Warm moments fill the film: Hiria embracing Fan Xuechun upon meeting him; his excitement after discovering similarities between Polynesian paddling techniques and Chinese dragon boat rowing; and his emotional reaction while visiting Li villages in Hainan, where he recognized customs familiar from Pacific island life.
Watching elders weave toys from leaves, Hiria recalls his own childhood: "My mother used to do this too."
The film also touches on the fragility of cultural heritage. In one poignant scene, Hiria's uncle Lotui laments the decline of the Maori language, saying that fewer and fewer people still speak it.

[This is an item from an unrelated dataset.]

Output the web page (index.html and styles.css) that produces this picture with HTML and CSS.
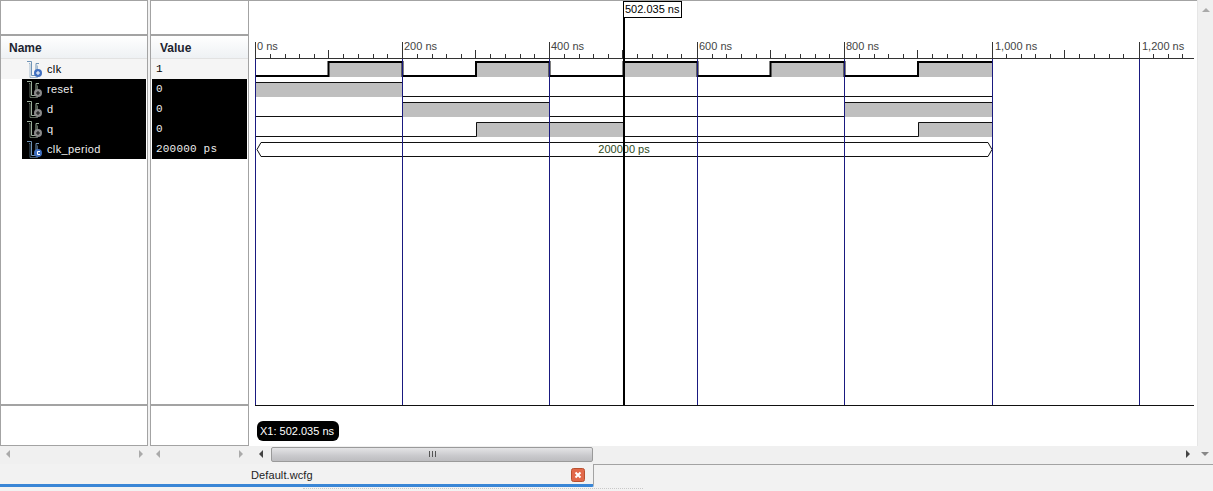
FILE: index.html
```html
<!DOCTYPE html>
<html>
<head>
    <title>Default.wcfg</title>
    <link rel="stylesheet" href="styles.css">
</head>
<body>
    <svg class="defs">
        <symbol id="pulse" viewBox="0 0 16 18">
            <path d="M0 1.5h4.5v14h4.5v-12h3" fill="none" stroke-width="1"/>
            <path d="M2 3.5h1v14h7.5v-12" fill="none" stroke-width="1" opacity="0.6"/>
        </symbol>
    </svg>

    <div class="panes">
        <div class="pane names">
            <div class="pane-top"></div>
            <div class="pane-head">Name</div>
            <div class="pane-list">
                <div class="row">
                    <svg class="icon blue" width="18" height="18"><use href="#pulse"/><circle class="badge" cx="12" cy="13" r="4"/><path class="mark" d="M10 13h4M12 11v4"/></svg>
                    clk
                </div>
                <div class="row sel">
                    <svg class="icon grey" width="18" height="18"><use href="#pulse"/><circle class="badge" cx="12" cy="13" r="4"/><path class="mark" d="M10 13h4M12 11v4"/></svg>
                    reset
                </div>
                <div class="row sel">
                    <svg class="icon grey" width="18" height="18"><use href="#pulse"/><circle class="badge" cx="12" cy="13" r="4"/><path class="mark" d="M10 13h4M12 11v4"/></svg>
                    d
                </div>
                <div class="row sel">
                    <svg class="icon grey" width="18" height="18"><use href="#pulse"/><circle class="badge" cx="12" cy="13" r="4"/><path class="mark" d="M10 13h4M12 11v4"/></svg>
                    q
                </div>
                <div class="row sel">
                    <svg class="icon blue" width="18" height="18"><use href="#pulse"/><circle class="badge" cx="12" cy="13" r="4"/><path class="mark" d="M14 11.5h-2.5v3h2.5"/></svg>
                    clk_period
                </div>
            </div>
            <div class="pane-foot"></div>
        </div>

        <div class="pane values">
            <div class="pane-top"></div>
            <div class="pane-head">Value</div>
            <div class="pane-list">
                <div class="row">1</div>
                <div class="row sel">0</div>
                <div class="row sel">0</div>
                <div class="row sel">0</div>
                <div class="row sel">200000 ps</div>
            </div>
            <div class="pane-foot"></div>
        </div>

        <svg class="wave" viewBox="249 0 948 446" width="948" height="446">
            <path class="frame" d="M249 0.5H1197"/>
            <!-- ruler -->
            <path class="ruler" d="M255 58.5H1194"/>
            <path class="ruler" d="M255.5 42V58M402.5 42V58M549.5 42V58M697.5 42V58M844.5 42V58M992.5 42V58M1139.5 42V58"/>
            <path class="ruler" d="M328.5 50V58M475.5 50V58M622.5 50V58M770.5 50V58M917.5 50V58M1064.5 50V58"/>
            <path class="ruler" d="M270.5 54V58M285.5 54V58M299.5 54V58M314.5 54V58M343.5 54V58M358.5 54V58M373.5 54V58M387.5 54V58
                M417.5 54V58M432.5 54V58M446.5 54V58M461.5 54V58M490.5 54V58M505.5 54V58M520.5 54V58M534.5 54V58
                M564.5 54V58M579.5 54V58M593.5 54V58M608.5 54V58M637.5 54V58M652.5 54V58M667.5 54V58M681.5 54V58
                M712.5 54V58M726.5 54V58M741.5 54V58M756.5 54V58M785.5 54V58M800.5 54V58M815.5 54V58M829.5 54V58
                M859.5 54V58M874.5 54V58M888.5 54V58M903.5 54V58M932.5 54V58M947.5 54V58M962.5 54V58M976.5 54V58
                M1006.5 54V58M1021.5 54V58M1035.5 54V58M1050.5 54V58M1079.5 54V58M1094.5 54V58M1109.5 54V58M1123.5 54V58
                M1153.5 54V58M1168.5 54V58M1182.5 54V58"/>
            <text class="tick" x="257" y="50">0 ns</text>
            <text class="tick" x="404" y="50">200 ns</text>
            <text class="tick" x="551" y="50">400 ns</text>
            <text class="tick" x="699" y="50">600 ns</text>
            <text class="tick" x="846" y="50">800 ns</text>
            <text class="tick" x="995" y="50">1,000 ns</text>
            <text class="tick" x="1142" y="50">1,200 ns</text>

            <!-- high parts of the signals -->
            <path class="high" d="M328 62h74v15h-74zM476 62h73v15h-73zM623 62h74v15h-74zM770 62h74v15h-74zM918 62h74v15h-74z"/>
            <path class="high" d="M256 82h146v15h-146z"/>
            <path class="high" d="M402 102h147v15h-147zM844 102h148v15h-148z"/>
            <path class="high" d="M476 122h148v15h-148zM918 122h74v15h-74z"/>

            <!-- signal lines -->
            <path class="clock" d="M256 76H328.5V62H402.5V76H476V62H549.5V76H623.5V62H697.5V76H770.5V62H844.5V76H918V62H992.5"/>
            <path class="line" d="M256 82.5H402.5M402.5 96.5H992.5"/>
            <path class="line" d="M256 116.5H402.5V102.5H549.5V116.5H844.5V102.5H992.5"/>
            <path class="line" d="M256 136.5H476.5V122.5H624M624 136.5H918.5V122.5H992.5"/>
            <path class="line" d="M261 142.5H988L992 149.5L988 156.5H261L257 149.5Z"/>

            <!-- grid and cursor -->
            <path class="grid" d="M255.5 59V405M402.5 59V405M549.5 59V405M697.5 59V405M844.5 59V405M992.5 59V405M1139.5 59V405"/>
            <path class="line" d="M255 405.5H1194"/>
            <text class="bus" x="624" y="153">200000 ps</text>
            <path class="cursor" d="M624 17V405"/>
            <rect class="cursor-box" x="623.5" y="1.5" width="58" height="16"/>
            <text class="cursor-text" x="625" y="13">502.035 ns</text>
            <rect class="pill" x="257" y="421" width="82" height="20" rx="6"/>
            <text class="pill-text" x="260" y="435">X1: 502.035 ns</text>
        </svg>

        <div class="vscroll"><span class="arrow up"></span></div>
    </div>

    <div class="scrolls">
        <div class="bar bar-names"><span class="arrow left"></span><span class="arrow right"></span></div>
        <div class="bar bar-values"><span class="arrow left"></span><span class="arrow right"></span></div>
        <div class="bar bar-wave">
            <span class="arrow left dark"></span>
            <div class="thumb"><span class="grip"></span></div>
            <span class="arrow right dark push"></span>
        </div>
        <div class="bar bar-corner"><span class="arrow down"></span></div>
    </div>

    <div class="tabbar">
        <div class="tab">
            <span class="tab-name">Default.wcfg</span>
            <svg class="tab-close" width="14" height="14" viewBox="0 0 14 14">
                <rect x="0.5" y="0.5" width="13" height="13" rx="2" fill="#e2694a" stroke="#b8502f"/>
                <path d="M4.5 4.5l5 5M9.5 4.5l-5 5" stroke="#fff" stroke-width="2" fill="none"/>
            </svg>
        </div>
        <div class="tab-rest"></div>
    </div>
    <div class="sash"></div>
</body>
</html>
```

FILE: styles.css
```css
html, body {
    margin: 0;
    padding: 0;
    height: 100%;
    overflow: hidden;
}

body {
    width: 1213px;
    height: 491px;
    background-color: #f2f2f2;
    font-family: "Liberation Sans", Arial, sans-serif;
    font-size: 11px;
    color: #000;
}

.defs {
    display: none;
}

.panes {
    display: flex;
    height: 446px;
}

.pane {
    display: flex;
    flex-direction: column;
    box-sizing: border-box;
    height: 446px;
    background-color: #fff;
    border: 1px solid #a3a3a3;
}

.names {
    width: 148px;
    margin-right: 2px;
}

.values {
    width: 99px;
}

.pane-top {
    height: 33px;
    border-bottom: 2px solid #a3a3a3;
}

.pane-head {
    box-sizing: border-box;
    height: 23px;
    padding-top: 5px;
    background: linear-gradient(#fff, #eef1f4);
    border-bottom: 1px solid #e2e2e2;
    font-size: 12px;
    font-weight: bold;
    color: #1c2430;
}

.names .pane-head {
    padding-left: 8px;
}

.values .pane-head {
    padding-left: 9px;
}

.pane-list {
    flex: 1;
}

.pane-foot {
    height: 39px;
    border-top: 2px solid #a3a3a3;
}

.row {
    display: flex;
    align-items: center;
    height: 20px;
    background-color: #f5f5f5;
}

.names .row {
    padding-left: 25px;
    letter-spacing: 0.35px;
}

.names .row.sel {
    margin-left: 21px;
    margin-right: 1px;
    padding-left: 4px;
}

.values .row {
    padding-left: 5px;
    font-family: "Liberation Mono", "Courier New", monospace;
    letter-spacing: 0.2px;
}

.values .row.sel {
    margin-left: 1px;
    margin-right: 1px;
    padding-left: 4px;
}

.row.sel {
    background-color: #000;
    color: #eee;
}

.icon {
    flex: none;
    margin-right: 3px;
    stroke: #6f93b5;
}

.icon.grey {
    stroke: #9db09d;
}

.icon .badge {
    stroke: none;
    fill: #3f6fc0;
}

.icon.grey .badge {
    fill: #8a8a8a;
}

.icon .mark {
    fill: none;
    stroke: #fff;
    stroke-width: 1;
}

.icon.grey .mark {
    stroke: #111;
}

.wave {
    display: block;
    flex: none;
    background-color: #fff;
}

.wave text {
    font-family: "Liberation Sans", Arial, sans-serif;
    font-size: 11px;
}

.frame {
    fill: none;
    stroke: #a3a3a3;
    stroke-width: 1;
}

.ruler {
    fill: none;
    stroke: #333;
    stroke-width: 1;
}

.tick {
    fill: #444;
}

.high {
    fill: #bfbfbf;
}

.clock {
    fill: none;
    stroke: #000;
    stroke-width: 2;
}

.line {
    fill: none;
    stroke: #111;
    stroke-width: 1;
}

.grid {
    fill: none;
    stroke: #1a1a80;
    stroke-width: 1;
}

.bus {
    fill: #2c4a20;
    text-anchor: middle;
}

.cursor {
    fill: none;
    stroke: #000;
    stroke-width: 2;
}

.cursor-box {
    fill: #fff;
    stroke: #000;
    stroke-width: 1;
}

.pill {
    fill: #000;
}

.wave .pill-text {
    fill: #fff;
}

.vscroll {
    display: flex;
    justify-content: center;
    box-sizing: border-box;
    width: 16px;
    padding-top: 8px;
    background-color: #f0f0f0;
    border-left: 1px solid #e6e6e6;
}

.scrolls {
    display: flex;
    height: 18px;
    background-color: #f0f0f0;
}

.bar {
    display: flex;
    align-items: center;
    justify-content: space-between;
    box-sizing: border-box;
    height: 16px;
}

.bar-names {
    width: 150px;
    padding: 0 7px 0 6px;
}

.bar-values {
    width: 99px;
    padding: 0 6px;
}

.bar-wave {
    width: 948px;
    padding: 0 7px 0 10px;
    justify-content: flex-start;
}

.bar-corner {
    width: 16px;
    justify-content: center;
}

.thumb {
    display: flex;
    align-items: center;
    justify-content: center;
    box-sizing: border-box;
    width: 322px;
    height: 15px;
    margin-left: 8px;
    background: linear-gradient(#e4e4e6, #c9c9cc 60%, #bdbdc0);
    border: 1px solid #9a9a9a;
    border-radius: 2px;
}

.grip {
    width: 7px;
    height: 6px;
    background: repeating-linear-gradient(90deg, #555 0, #555 1px, transparent 1px, transparent 3px);
}

.arrow {
    display: block;
    width: 0;
    height: 0;
    border: 4px solid transparent;
}

.arrow.left {
    border-left-width: 0;
    border-right-color: #aaa;
}

.arrow.right {
    border-right-width: 0;
    border-left-color: #aaa;
}

.arrow.up {
    border-top-width: 0;
    border-bottom-color: #aaa;
}

.arrow.down {
    border-bottom-width: 0;
    border-top-color: #888;
}

.arrow.left.dark {
    border-right-color: #444;
}

.arrow.right.dark {
    border-left-color: #444;
}

.push {
    margin-left: auto;
}

.tabbar {
    display: flex;
    height: 23px;
}

.tab {
    display: flex;
    align-items: center;
    box-sizing: border-box;
    width: 594px;
    padding: 2px 8px 0 251px;
    border-right: 1px solid #a3a3a3;
    border-bottom: 3px solid #3a86d6;
    border-bottom-right-radius: 2px;
    color: #222;
    letter-spacing: 0.1px;
}

.tab-close {
    margin-left: auto;
}

.tab-rest {
    flex: 1;
    border-top: 1px solid #a3a3a3;
}

.sash {
    width: 340px;
    margin: 1px 0 0 303px;
    border-top: 1px dotted #c8c8c8;
}
```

The remark underscores a broader concern shared by many endangered language communities worldwide.
The Ocean as a Bridge


Visually, the documentary moves seamlessly between the turquoise waters of French Polynesia, the archaeological landscapes of Fujian and the traditional boat-shaped homes of Hainan. Sweeping aerial shots alternate with intimate close-ups of pottery patterns, bark-cloth making and carved tools.
Its concluding message resonates throughout the film: the ocean was never a barrier separating humanity, but a highway connecting civilizations.
A Reunion Across the Pacific ultimately offers more than an explanation of Austronesian origins. It reframes the Pacific not as a barrier, but as a dynamic space of migration, exchange and shared memory.
For viewers interested in human migration, maritime history or the cultural links between China and Pacific island societies, the documentary provides both intellectual insight and emotional resonance.
As Wang Wei suggests, the "reunion across the Pacific" is not merely a meeting across geography. It is a rediscovery of connections forged through time, ancestry and culture.